Antoine Riard antoine.riard at gmail.com
Thu May 27 20:14:13 UTC 2021


Hi,

This post is pursuing a wider discussion around better fee-bumping
strategies for second-layer protocols. It draws out a comparison between
input-based and CPFP fee-bumping techniques, and their apparent trade-offs
in terms of onchain footprint, tx-relay bandwidth rebroadcast, batching
opportunity and mempool flexibility.

Thanks to Darosior for reviews, ideas and discussions.

## Child-Pay-For-Parent

CPFP is a mature fee-bumping technique, known and used for a while in the
Bitcoin ecosystem. However, its usage in contract protocols with
distrusting counterparties raised some security issues. As mempool's chain
of unconfirmed transactions are limited in size, if any output is spendable
by any contract participant, it can be leveraged as a pinning vector to
downgrade odds of transaction confirmation [0].
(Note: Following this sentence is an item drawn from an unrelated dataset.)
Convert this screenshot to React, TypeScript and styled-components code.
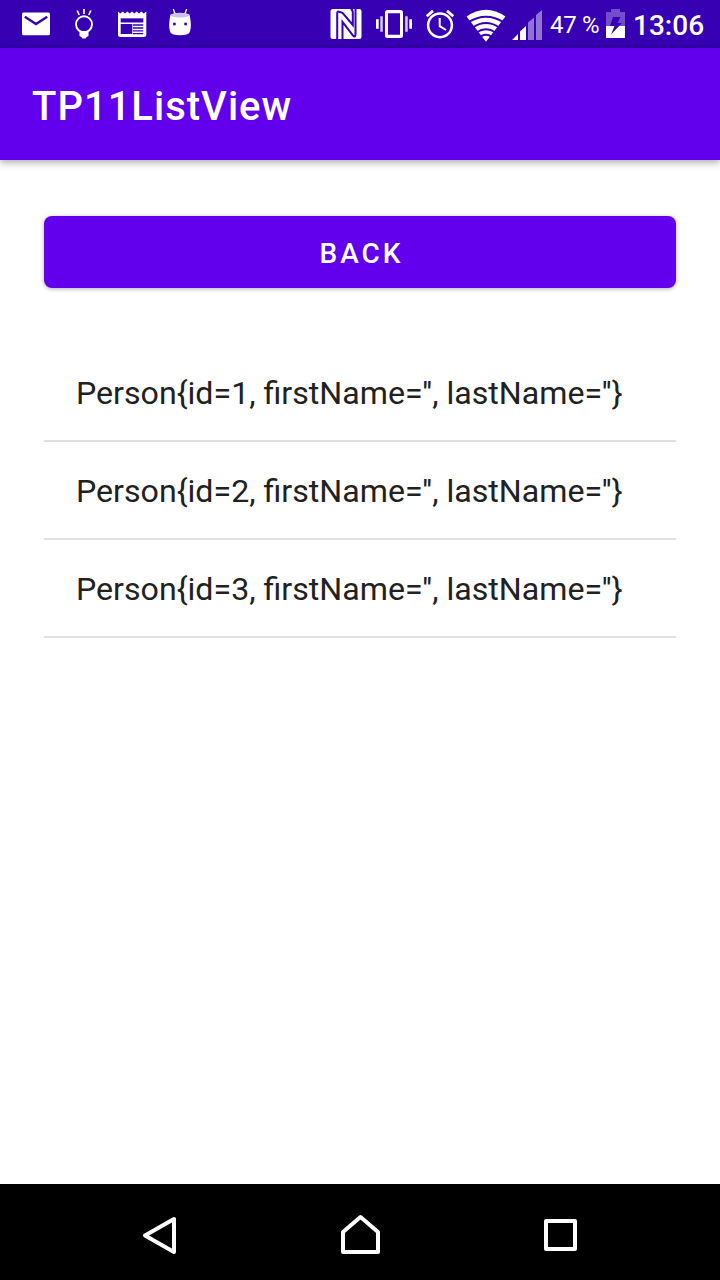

That said, contract transactions interested to be protected under the
carve-out logic require to add a new output for any contract participant,
even if ultimately only one of them serves as an anchor to attach a CPFP.

## Input-Based

I think input-based fee-bumping has been less studied as fee-bumping
primitive for L2s [1]. One variant of input-based fee-bumping usable today
is the leverage of the SIGHASH_ANYONECANPAY/SIGHASH_SINGLE malleability
flags. If the transaction is the latest stage of the contract, a bumping
input can be attached just-in-time, thus increasing the feerate of the
whole package.

However, as of today, input-based fee-bumping doesn't work to bump first
stages of contract transactions as it's destructive of the txid, and as
such breaks chain of pre-signed transactions. A first improvement would be
the deployment of the SIGHASH_ANYPREVOUT softfork proposal. This new
malleability flag allows a transaction to be signed without reference to
any specific previous output. That way,  spent transactions can be
fee-bumped without altering validity of the chain of transactions.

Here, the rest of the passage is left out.